Do not stuff every service you offer into the homepage title. It won’t rank for any of them and it looks spammy in search results. Examples that work:
- “Plumbing Company in Tampa, FL | Bay Area Plumbing”
- “Atlanta Electrical Contractor | Powers Electric”
- “Landscaping Services in Austin | Green Leaf Landscaping”
Let the individual service pages carry the ranking weight for specific services. The homepage title establishes what your business is and where, not every keyword you want to capture.
Meta Descriptions: Write Them for Clicks, Not Rankings
Meta descriptions are not a direct ranking factor. Google rewrites them over 62% of the time, pulling text from your page content that better matches a specific search. That said, when Google does display your meta description, a well-written one improves click-through rate measurably, and a higher CTR on the same ranking position is a compounding advantage.
The right structure: 130 to 155 characters, state what the page is about, add one specific differentiator, and end with a call to action if space allows.
| Wrong | Right |
|---|---|
| “Smith Heating & Cooling has been serving the Columbus area for over 20 years with high-quality HVAC services. Contact us today.” | “AC repair in Columbus with same-day availability. Certified technicians, upfront pricing, and a 1-year labor warranty. Call 614-555-0100.” |
The second version answers three questions a searcher has before clicking: Can they come soon? Are they qualified? What makes them worth calling over the other results? The first version answers none of them.
How to Audit Your Current Title Tags
Two free tools cover everything you need:
- Google Search Console: Go to Performance, then Search Results. Click the Pages tab. Sort by CTR ascending. Pages with high impressions but low click-through rate (under 2 to 3%) are pages where your title isn’t converting impressions into clicks, even when you’re ranking. Rewrite those first.
- Screaming Frog (free for up to 500 URLs): Enter your domain and run a crawl. Under the Page Titles tab, sort by length. Anything over 60 characters is getting truncated in search results. Check the Duplicate column for any pages sharing the same title tag.
Fix these three issues in order of priority:
- Missing title tags: Common after CMS migrations or theme changes. Google fills the gap with whatever it finds, which is rarely what you want.

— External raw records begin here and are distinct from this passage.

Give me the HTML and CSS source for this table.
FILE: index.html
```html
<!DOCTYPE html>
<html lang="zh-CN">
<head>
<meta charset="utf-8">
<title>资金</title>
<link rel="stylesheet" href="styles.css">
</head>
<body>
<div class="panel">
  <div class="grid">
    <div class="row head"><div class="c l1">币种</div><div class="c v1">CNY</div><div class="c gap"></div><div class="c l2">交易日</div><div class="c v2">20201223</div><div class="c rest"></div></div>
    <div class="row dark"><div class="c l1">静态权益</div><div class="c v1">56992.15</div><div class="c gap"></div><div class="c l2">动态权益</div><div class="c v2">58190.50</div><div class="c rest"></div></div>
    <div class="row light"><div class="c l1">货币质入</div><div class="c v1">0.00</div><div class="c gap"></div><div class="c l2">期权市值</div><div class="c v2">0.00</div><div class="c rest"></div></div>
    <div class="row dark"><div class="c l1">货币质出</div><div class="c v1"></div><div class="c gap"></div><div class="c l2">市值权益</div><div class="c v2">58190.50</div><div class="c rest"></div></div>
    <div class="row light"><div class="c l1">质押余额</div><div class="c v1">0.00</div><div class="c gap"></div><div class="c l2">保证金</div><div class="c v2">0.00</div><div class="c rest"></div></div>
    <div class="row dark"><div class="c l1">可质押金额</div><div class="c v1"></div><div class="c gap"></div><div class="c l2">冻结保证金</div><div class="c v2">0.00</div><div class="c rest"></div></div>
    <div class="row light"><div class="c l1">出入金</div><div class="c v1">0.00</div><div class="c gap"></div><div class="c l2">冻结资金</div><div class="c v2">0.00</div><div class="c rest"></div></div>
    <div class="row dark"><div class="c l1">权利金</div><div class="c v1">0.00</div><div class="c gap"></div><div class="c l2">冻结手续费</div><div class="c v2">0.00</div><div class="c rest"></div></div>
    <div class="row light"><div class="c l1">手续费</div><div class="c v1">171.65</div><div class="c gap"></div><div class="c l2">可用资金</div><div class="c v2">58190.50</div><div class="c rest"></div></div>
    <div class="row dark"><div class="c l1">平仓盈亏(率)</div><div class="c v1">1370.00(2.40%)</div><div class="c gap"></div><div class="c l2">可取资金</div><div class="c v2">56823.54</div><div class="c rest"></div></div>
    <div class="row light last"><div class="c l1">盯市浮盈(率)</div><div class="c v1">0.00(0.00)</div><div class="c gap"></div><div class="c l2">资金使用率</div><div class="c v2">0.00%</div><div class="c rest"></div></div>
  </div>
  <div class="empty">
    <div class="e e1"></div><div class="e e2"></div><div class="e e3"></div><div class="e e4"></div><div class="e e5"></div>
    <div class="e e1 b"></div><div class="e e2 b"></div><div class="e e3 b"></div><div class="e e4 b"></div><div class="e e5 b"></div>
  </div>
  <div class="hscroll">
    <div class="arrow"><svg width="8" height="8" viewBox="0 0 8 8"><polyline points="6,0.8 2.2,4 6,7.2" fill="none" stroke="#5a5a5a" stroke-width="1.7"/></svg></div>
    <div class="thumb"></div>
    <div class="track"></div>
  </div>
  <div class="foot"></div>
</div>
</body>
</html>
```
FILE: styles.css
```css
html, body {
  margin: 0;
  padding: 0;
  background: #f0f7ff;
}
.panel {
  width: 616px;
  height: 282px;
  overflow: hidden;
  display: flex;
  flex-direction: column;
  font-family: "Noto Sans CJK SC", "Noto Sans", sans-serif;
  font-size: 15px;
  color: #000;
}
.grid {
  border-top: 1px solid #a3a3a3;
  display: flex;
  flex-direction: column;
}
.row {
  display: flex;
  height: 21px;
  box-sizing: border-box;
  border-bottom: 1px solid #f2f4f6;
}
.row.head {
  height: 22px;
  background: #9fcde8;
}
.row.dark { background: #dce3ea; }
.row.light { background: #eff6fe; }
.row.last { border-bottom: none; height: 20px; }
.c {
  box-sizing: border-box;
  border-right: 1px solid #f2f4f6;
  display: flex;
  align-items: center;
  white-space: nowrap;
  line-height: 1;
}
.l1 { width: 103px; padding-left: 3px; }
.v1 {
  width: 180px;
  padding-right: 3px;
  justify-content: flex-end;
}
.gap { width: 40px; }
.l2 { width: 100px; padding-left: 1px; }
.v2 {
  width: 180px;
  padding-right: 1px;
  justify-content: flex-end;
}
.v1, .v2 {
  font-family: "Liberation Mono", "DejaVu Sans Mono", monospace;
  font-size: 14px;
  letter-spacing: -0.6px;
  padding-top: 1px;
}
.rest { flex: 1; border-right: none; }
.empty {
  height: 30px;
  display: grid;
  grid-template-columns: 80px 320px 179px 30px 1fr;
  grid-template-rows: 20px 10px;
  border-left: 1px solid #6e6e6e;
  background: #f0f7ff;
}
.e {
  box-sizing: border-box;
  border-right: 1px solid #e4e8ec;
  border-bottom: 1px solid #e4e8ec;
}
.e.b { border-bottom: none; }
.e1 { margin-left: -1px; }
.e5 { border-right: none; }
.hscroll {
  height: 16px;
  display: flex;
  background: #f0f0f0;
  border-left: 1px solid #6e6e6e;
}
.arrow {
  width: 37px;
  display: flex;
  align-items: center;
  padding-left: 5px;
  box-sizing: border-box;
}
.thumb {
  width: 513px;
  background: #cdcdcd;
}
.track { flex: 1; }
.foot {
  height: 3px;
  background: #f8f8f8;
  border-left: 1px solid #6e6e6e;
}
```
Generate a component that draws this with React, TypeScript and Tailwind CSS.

- Duplicate title tags: Multiple pages making the same claim cancel each other out for rankings.
- Service pages with no city name: These pages are competing nationally for queries no local contractor can realistically win.
The One-Afternoon Rewrite
Most contractor websites have 8 to 15 service pages. Rewriting all title tags and meta descriptions takes one focused afternoon:
- List every service page URL in a spreadsheet
- For each, write a 50 to 60 character title using the formula: [Primary Service] in [City] | [Brand]
- Write a 130 to 155 character meta description answering: what is it, who is it for, and what should the visitor do next
- Publish the changes through your CMS or SEO plugin (Yoast, RankMath, or your builder’s built-in SEO fields)

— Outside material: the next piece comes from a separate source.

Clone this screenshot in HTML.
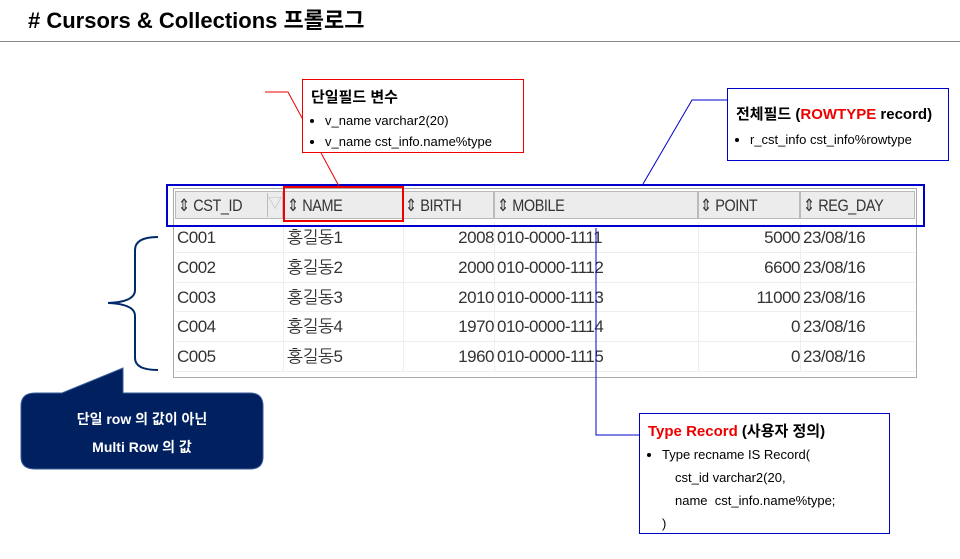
<!DOCTYPE html><html><head><meta charset="utf-8"><style>
body{margin:0;width:960px;height:559px;background:#fff;position:relative;overflow:hidden;font-family:"Liberation Sans","Noto Sans CJK KR",sans-serif}
.a{position:absolute}
.t{font-family:"Liberation Sans","NanumGothic","Noto Sans CJK KR",sans-serif;font-size:17px;color:#333;letter-spacing:-0.5px}
.hd{transform:scaleX(0.85);transform-origin:left center;white-space:nowrap}
.h{background:#ececec;border:1px solid #bbb;height:28px;top:191px;box-sizing:border-box}
.box{border:1px solid;background:#fff;box-sizing:border-box;font-size:13px;color:#000}
ul{margin:0;padding-left:14px}li{line-height:21px}
</style></head><body>
<div class="a" style="left:28px;top:3px;font-size:22px;font-weight:bold;color:#000">#&nbsp;Cursors &amp; Collections 프롤로그</div>
<div class="a" style="left:0;top:41px;width:960px;height:1px;background:#888"></div>

<div class="a" style="left:173px;top:188px;width:744px;height:190px;border:1px solid #aaa;box-sizing:border-box"></div>
<div class="a h" style="left:175px;width:108px"></div>
<div class="a h" style="left:283px;width:120px"></div>
<div class="a h" style="left:403px;width:91px"></div>
<div class="a h" style="left:494px;width:204px"></div>
<div class="a h" style="left:698px;width:102px"></div>
<div class="a h" style="left:800px;width:115px"></div>
<div class="a t hd" style="left:178px;top:196px">⇕ CST_ID</div>
<div class="a" style="left:267px;top:193px;width:14px;height:24px;border-left:1px solid #bbb;color:#bbb;font-size:14px">▽</div>
<div class="a t hd" style="left:287px;top:196px">⇕ NAME</div>
<div class="a t hd" style="left:405px;top:196px">⇕ BIRTH</div>
<div class="a t hd" style="left:497px;top:196px">⇕ MOBILE</div>
<div class="a t hd" style="left:700px;top:196px">⇕ POINT</div>
<div class="a t hd" style="left:803px;top:196px">⇕ REG_DAY</div>

<div class="a" style="left:283px;top:222px;width:1px;height:150px;background:#eee"></div>
<div class="a" style="left:403px;top:222px;width:1px;height:150px;background:#eee"></div>
<div class="a" style="left:494px;top:222px;width:1px;height:150px;background:#eee"></div>
<div class="a" style="left:698px;top:222px;width:1px;height:150px;background:#eee"></div>
<div class="a" style="left:800px;top:222px;width:1px;height:150px;background:#eee"></div>
<div class="a" style="left:175px;top:252px;width:740px;height:1px;background:#eee"></div>
<div class="a" style="left:175px;top:282px;width:740px;height:1px;background:#eee"></div>
<div class="a" style="left:175px;top:311px;width:740px;height:1px;background:#eee"></div>
<div class="a" style="left:175px;top:341px;width:740px;height:1px;background:#eee"></div>
<div class="a" style="left:175px;top:371px;width:740px;height:1px;background:#eee"></div>

<div class="a t" style="left:177px;top:223px;line-height:29.8px">C001<br>C002<br>C003<br>C004<br>C005</div>
<div class="a t" style="left:287px;top:223px;line-height:29.8px">홍길동1<br>홍길동2<br>홍길동3<br>홍길동4<br>홍길동5</div>
<div class="a t" style="left:403px;width:91px;text-align:right;top:223px;line-height:29.8px">2008<br>2000<br>2010<br>1970<br>1960</div>
<div class="a t" style="left:497px;top:223px;line-height:29.8px">010-0000-1111<br>010-0000-1112<br>010-0000-1113<br>010-0000-1114<br>010-0000-1115</div>
<div class="a t" style="left:698px;width:102px;text-align:right;top:223px;line-height:29.8px">5000<br>6600<br>11000<br>0<br>0</div>
<div class="a t" style="left:803px;top:223px;line-height:29.8px">23/08/16<br>23/08/16<br>23/08/16<br>23/08/16<br>23/08/16</div>

<div class="a" style="left:166px;top:184px;width:759px;height:43px;border:2px solid #0000cc;box-sizing:border-box"></div>
<div class="a" style="left:283px;top:186px;width:121px;height:36px;border:2px solid #e00;box-sizing:border-box"></div>

<svg class="a" style="left:0;top:0" width="960" height="559">
<path d="M265 92 L288 92 L340 188" stroke="#e00" fill="none"/>
<path d="M727 100 L692 100 L643 184" stroke="#00c" fill="none"/>
<path d="M596 228 L596 435 L639 435" stroke="#00c" fill="none"/>
<path d="M158 237 Q135 237 135 250 L135 290 Q135 302 108 303 Q135 304 135 316 L135 358 Q135 370 158 370" stroke="#002a6a" stroke-width="2" fill="none"/>
<path d="M35 393 L62 393 L123 368 L123 393 L250 393 Q263 393 263 406 L263 457 Q263 469 250 469 L35 469 Q21 469 21 457 L21 406 Q21 393 35 393 Z" fill="#002060" stroke="#3a5a9a"/>
</svg>
<div class="a" style="left:21px;top:405px;width:242px;text-align:center;color:#fff;font-weight:bold;font-size:14px;line-height:28px">단일 row 의 값이 아닌<br>Multi Row 의 값</div>

<div class="a box" style="left:302px;top:79px;width:222px;height:74px;border-color:#e00;padding:6px 8px">
<div style="font-weight:bold;font-size:15px;margin-bottom:3px">단일필드 변수</div>
<ul><li>v_name varchar2(20)</li><li>v_name cst_info.name%type</li></ul></div>
<div class="a box" style="left:727px;top:88px;width:222px;height:73px;border-color:#00c;padding:14px 8px 0">
<div style="font-weight:bold;font-size:15px;margin-bottom:5px">전체필드 (<span style="color:#e00">ROWTYPE</span> record)</div>
<ul><li>r_cst_info cst_info%rowtype</li></ul></div>
<div class="a box" style="left:639px;top:413px;width:251px;height:121px;border-color:#00c;padding:6px 8px">
<div style="font-weight:bold;font-size:15px;margin-bottom:2px"><span style="color:#e00">Type Record</span> (사용자 정의)</div>
<ul style="line-height:23px"><li style="line-height:23px">Type recname IS Record(</li></ul>
<div style="line-height:23px;padding-left:27px">cst_id varchar2(20,<br>name&nbsp;&nbsp;cst_info.name%type;</div>
<div style="line-height:23px;padding-left:14px">)</div></div>
</body></html>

- Check Search Console in 4 to 6 weeks and compare click-through rates and average positions before and after
The pages where you see the biggest CTR improvement are the ones where you already held a ranking but your old title wasn’t persuading anyone to click. Those are free traffic gains: same position, more visitors, no new content required. That is one of the few SEO changes where the return is immediate and the work is done in an afternoon.